In a poly(U)-programmed translation system, neomycin stimulates the misincorporation of tyrosine and of serine which, according to Thompson and Stone (Thompson, R.C. and Stone, P.J. (1977) Proc. Natl. Acad. Sci. USA. 74, 198–202), are normally rejected at an initial discrimination step during the binding of charged tRNAs to the ribosome. In contrast, streptomycin favors the misincorporation of isoleucine which is normally rejected at a subsequent GTP-dependent discrimination step, the so-called proofreading step. The labeling of the ribosome with N- ethylmaleimide mimics the effect of streptomycin in that it stimulates the misincorporation of isoleucine but not of tyrosine or serine. This effect is correlated with the labeling of protein S18 but not with that of protein S1. These observations indicate that the sulfhydryl group of protein S18 is located within a ribosomal domain involved in the proofreading control of tRNA selection. Taking into account our previous results that streptomycin and neomycin perturb ribosomal areas around the sulfhydryl groups of proteins S18 and S1, respectively, we suggest that these antibiotics induce misreading by different mechanisms which are linked to such perturbations.

Proofreading of the codon-anticodon interaction on ribosomes.

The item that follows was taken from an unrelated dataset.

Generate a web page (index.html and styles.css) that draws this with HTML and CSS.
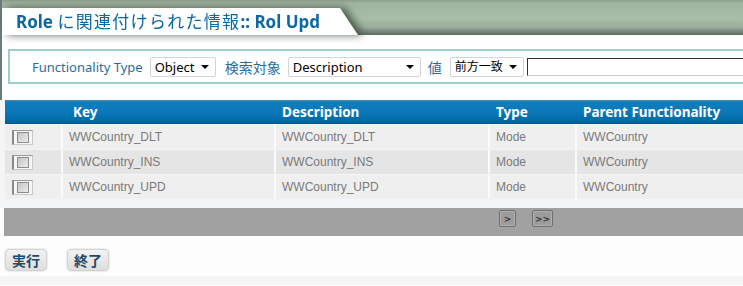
FILE: index.html
```html
<!DOCTYPE html>
<html lang="ja">
<head>
    <meta charset="UTF-8">
    <title>Role に関連付けられた情報</title>
    <link rel="stylesheet" href="styles.css">
</head>
<body>

    <div class="top">
        <div class="band">
            <div class="tab-shadow">
                <div class="tab">
                    <h1 class="title">Role <span class="title-jp">に関連付けられた情報</span>:: Rol Upd</h1>
                </div>
            </div>
        </div>

        <div class="filter-area">
            <div class="filter">
                <span class="label">Functionality Type</span>
                <div class="select sel-type">Object<span class="arrow"></span></div>
                <span class="label label-jp">検索対象</span>
                <div class="select sel-field">Description<span class="arrow"></span></div>
                <span class="label label-jp">値</span>
                <div class="select sel-op">前方一致<span class="arrow"></span></div>
                <div class="text-input"></div>
            </div>
        </div>
    </div>

    <div class="grid">
        <div class="row head">
            <div class="cell"></div>
            <div class="cell key-head">Key</div>
            <div class="cell">Description</div>
            <div class="cell">Type</div>
            <div class="cell">Parent Functionality</div>
        </div>
        <div class="row">
            <div class="cell"><span class="chk"></span></div>
            <div class="cell">WWCountry_DLT</div>
            <div class="cell">WWCountry_DLT</div>
            <div class="cell">Mode</div>
            <div class="cell">WWCountry</div>
        </div>
        <div class="row alt">
            <div class="cell"><span class="chk"></span></div>
            <div class="cell">WWCountry_INS</div>
            <div class="cell">WWCountry_INS</div>
            <div class="cell">Mode</div>
            <div class="cell">WWCountry</div>
        </div>
        <div class="row">
            <div class="cell"><span class="chk"></span></div>
            <div class="cell">WWCountry_UPD</div>
            <div class="cell">WWCountry_UPD</div>
            <div class="cell">Mode</div>
            <div class="cell">WWCountry</div>
        </div>
    </div>

    <div class="pager">
        <button class="page-btn">&gt;</button>
        <button class="page-btn">&gt;&gt;</button>
    </div>

    <div class="actions">
        <button class="action-btn">実行</button>
        <button class="action-btn">終了</button>
    </div>

    <div class="footer"></div>

</body>
</html>
```

FILE: styles.css
```css
body {
    margin: 0;
    background: #fdfdfd;
    font-family: 'Noto Sans', 'Noto Sans CJK JP', sans-serif;
    overflow: hidden;
}

.top {
    border-left: 2px solid #6b7a80;
}

/* zielono-szary pasek z zakładką */
.band {
    height: 35px;
    padding-top: 8px;
    box-sizing: border-box;
    background: linear-gradient(#8c9c8c 0, #a0b4a0 3px, #a7bea7 18px, #9cb09c 27px, #74827a 32px, #5e6a60 35px);
}

.tab-shadow {
    width: 356px;
    height: 27px;
    filter: drop-shadow(5px 0 4px rgba(40, 52, 40, 0.75));
}

.tab {
    height: 27px;
    background: #fff;
    clip-path: polygon(0 0, 338px 0, 356px 100%, 0 100%);
}

.title {
    margin: 0;
    padding-left: 14px;
    line-height: 27px;
    font-size: 17px;
    font-weight: bold;
    color: #0b68a3;
    white-space: nowrap;
}

.title-jp {
    font-weight: normal;
    letter-spacing: 1.3px;
}

.filter-area {
    background: #fff;
    padding: 14px 0 16px 6px;
}

.filter {
    display: flex;
    align-items: center;
    gap: 7px;
    height: 31px;
    padding-left: 22px;
    border: 2px solid #9dcfca;
    border-right: none;
}

.label {
    font-size: 13px;
    color: #2a6d9c;
    white-space: nowrap;
}

.label-jp {
    font-size: 14px;
}

.select {
    position: relative;
    height: 20px;
    box-sizing: border-box;
    border: 1px solid #d4d4d4;
    border-radius: 2px;
    background: #fff;
    padding-left: 4px;
    font-size: 13px;
    line-height: 18px;
    color: #000;
    white-space: nowrap;
}

.sel-type {
    width: 66px;
    margin-right: 2px;
}

.sel-field {
    width: 133px;
}

.sel-op {
    width: 74px;
    font-size: 12px;
    margin-left: 1px;
    margin-right: -4px;
}

.arrow {
    position: absolute;
    right: 6px;
    top: 7px;
    border-left: 4px solid transparent;
    border-right: 4px solid transparent;
    border-top: 4px solid #000;
}

.text-input {
    flex: 1;
    height: 18px;
    box-sizing: border-box;
    border-top: 1px solid #333;
    border-left: 1px solid #333;
    border-bottom: 1px solid #ccc;
    background: #fff;
}

/* tabela */
.grid {
    background: #f4f5f7;
    padding: 0 0 10px 5px;
}

.row {
    display: grid;
    grid-template-columns: 56px 211px 212px 85px 1fr;
    column-gap: 2px;
    height: 23px;
    margin-top: 2px;
    background: #fafafa;
}

.row .cell {
    background: #efefef;
    padding-left: 6px;
    font-family: 'Liberation Sans', Arial, sans-serif;
    font-size: 12px;
    line-height: 23px;
    color: #7a7a7a;
    white-space: nowrap;
    display: flex;
    align-items: center;
    padding-top: 1px;
    box-sizing: border-box;
}

.row.alt .cell {
    background: #e5e5e5;
}

.row.head {
    height: 24px;
    margin-top: 0;
    margin-bottom: -1px;
    background: linear-gradient(#4a8dbb 0, #107cbc 2px, #0b7aba 45%, #026aa8 85%, #005990 100%);
}

.row.head .cell {
    background: transparent;
    padding-top: 0;
    font-family: 'Noto Sans', sans-serif;
    font-size: 13.5px;
    font-weight: bold;
    color: #fff;
}

.row.head .key-head {
    padding-left: 10px;
}

.chk {
    position: relative;
    width: 21px;
    height: 15px;
    margin-left: 1px;
    box-sizing: border-box;
    border-left: 2px solid #8a8a8a;
    border-top: 1px solid #9a9a9a;
    border-right: 1px solid #c8c8c8;
    border-bottom: 1px solid #c8c8c8;
    background: #f6f6f6;
}

.chk::after {
    content: '';
    position: absolute;
    left: 3px;
    top: 1px;
    width: 10px;
    height: 9px;
    border: 1px solid #8c8c8c;
    background: linear-gradient(135deg, #c4c4c4, #ececec);
}

.pager {
    margin-left: 4px;
    height: 28px;
    background: #a1a1a1;
    display: flex;
    align-items: flex-start;
    gap: 16px;
    padding: 2px 0 0 495px;
    box-sizing: border-box;
}

.page-btn {
    height: 17px;
    min-width: 17px;
    padding: 0 2px;
    border: 1px solid #6e6e6e;
    border-radius: 2px;
    background: #9c9c9c;
    box-shadow: inset 0 0 0 1px #b0b0b0;
    font-family: 'DejaVu Sans', sans-serif;
    font-size: 9px;
    font-weight: bold;
    color: #333;
    line-height: 14px;
}

.page-btn + .page-btn {
    min-width: 20px;
}

.actions {
    height: 40px;
    box-sizing: border-box;
    padding: 13px 0 0 5px;
    display: flex;
    align-items: flex-start;
    gap: 20px;
    background: #fdfdfd;
}

.action-btn {
    width: 42px;
    height: 22px;
    padding: 0;
    border: 1px solid #d2d2d2;
    border-radius: 4px;
    background: linear-gradient(#f2f2f2, #dedede);
    box-shadow: 0 0 1px 1px #ececec;
    font-family: 'Noto Sans CJK JP', sans-serif;
    font-size: 14px;
    font-weight: bold;
    color: #1e4a6a;
    line-height: 20px;
}

.footer {
    height: 9px;
    background: #f4f5f7;
}
```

The fidelity of protein synthesis is substantially greater than the specificity of codon-anticodon recognition that would be expected from the known energetics of base-pairing in solution. To test the suggestion that the specificity of recognition may be increased by "kinetic proofreading" associated with GTP hydrolysis [J. J. Hopfield (1974) Proc. Natl. Acad. Sci. USA 71, 4135-4139], we have studied the interaction of ternary complexes of polypeptide elongation factor Tu, aminoacyl-tRNA, and GTP with poly(U)-programed ribosomes. With most noncognate ternary complexes, including two that pair correctly with the 5' and 3' bases of UUU, rejection occurred without GTP hydrolysis, presumably by the reverse of the initial binding reaction. However, with complexes containing Leu- or Ile-tRNAs, which may pair correctly with the 3' and middle bases, GTP hydrolysis was stimulated though the aa-tRNA was not retained on the ribosome. These results demonstrate the existence of a GTP-dependent proofreading step in aminoacyl-tRNA recognition on ribosomes. They also suggest that the 5' base of the codon is more prone than the middle base to errors that can be corrected by proofreading.